If you deal with replacement, you can choose in 4!/(4-3)! , and 4!(4-2)! ways

respectively.

If you give us the original numbers, we may be better able to help.

 

[YODA0311]

Are you playing with a full deck :) ?

But seriously; I don't recognize the 311875200 as an nC5 (i.e., "n choose 5" ).

Are you using replacement?

If you have x cards with 4 suits of 13 cards each ; with 1,2,...,j,q,k in each suit, and

you're dealing without replacement, then the answer would be 4C3*4C2 , i.e.,

select any 3 aces from the four you have in 4C3 ways ,choose 2 kings in 4C2.

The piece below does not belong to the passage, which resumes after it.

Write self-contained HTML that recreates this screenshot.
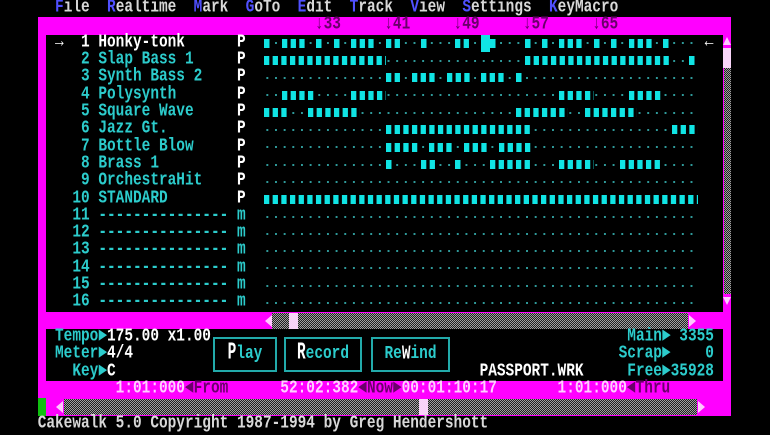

If you deal with replacement, you can choose in 4!/(4-3)! , and 4!(4-2)! ways

respectively.

If you give us the original numbers, we may be better able to help.

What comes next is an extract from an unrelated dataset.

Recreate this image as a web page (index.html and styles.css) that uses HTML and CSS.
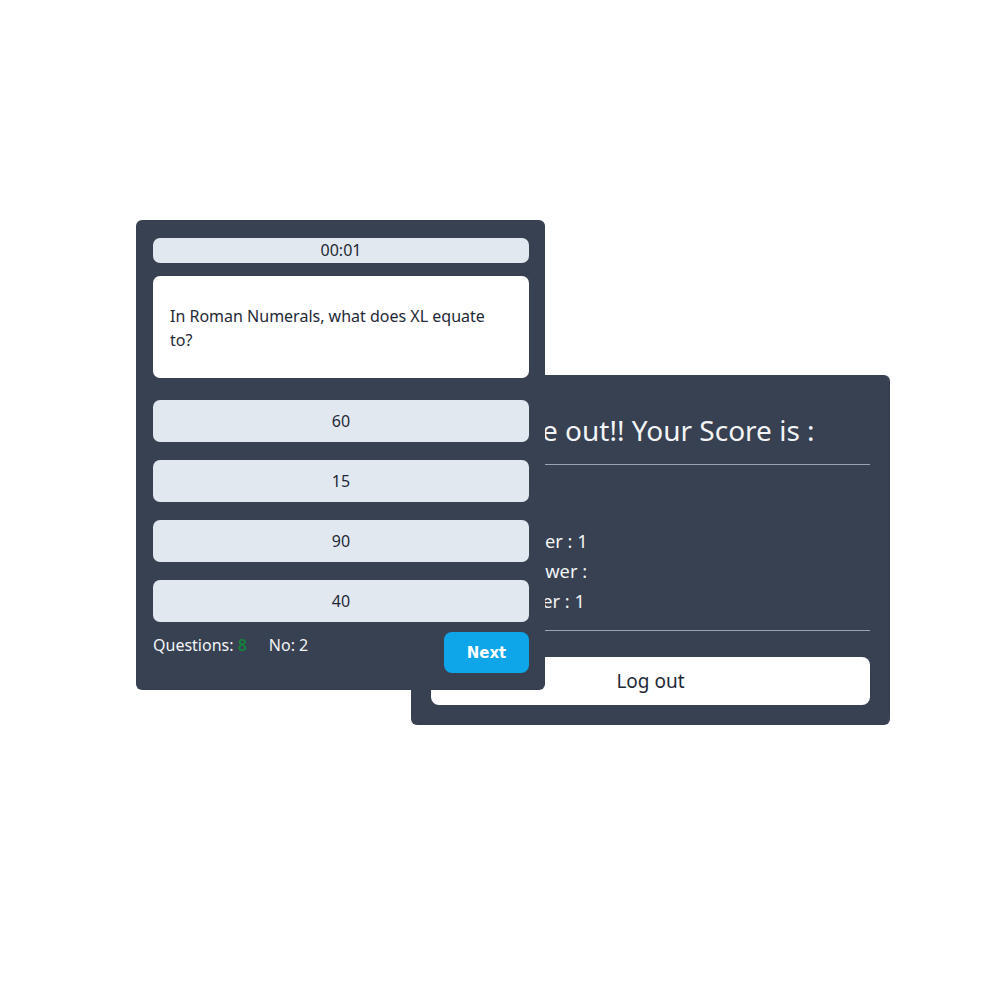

Yes part (a) is from a whole deck of cards, however I already checked the answers with previous tutors. However maybe you see something wrong.
I was using the permutation formula= n!/(n-r)!

 

[YODA0311]

Are you playing with a full deck :) ?

But seriously; I don't recognize the 311875200 as an nC5 (i.e., "n choose 5" ).

Are you using replacement?

If you have x cards with 4 suits of 13 cards each ; with 1,2,...,j,q,k in each suit, and

you're dealing without replacement, then the answer would be 4C3*4C2 , i.e.,

select any 3 aces from the four you have in 4C3 ways ,choose 2 kings in 4C2.

If you deal with replacement, you can choose in 4!/(4-3)! , and 4!(4-2)! ways

respectively.

If you give us the original numbers, we may be better able to help.

To make it more clearer for you:
(a) in how many ways can 5 cards be drawn from a whole deck?= 52!/(52-5)!=311875200
(b)how many ways can 3 aces be drawn from the total 4 possible aces?=4!/(4-3)!=24
(c)how many ways can 2 kings be drawn from the total 4 possible kings?=4!/(4-2)!=12
(d)how many ways can 3 aces and 2 kings be drawn?=they can be drawn 24x12=288 ways. Then I used n!/n!1*n!2=5!/3!2!=120/12=10, which equals the amount of ways 1 five card hand can be arranged. Then I took 10x288=2880.
Now I need to answer what is the probability of drawing a full house consisting of 3 aces and 2 kings?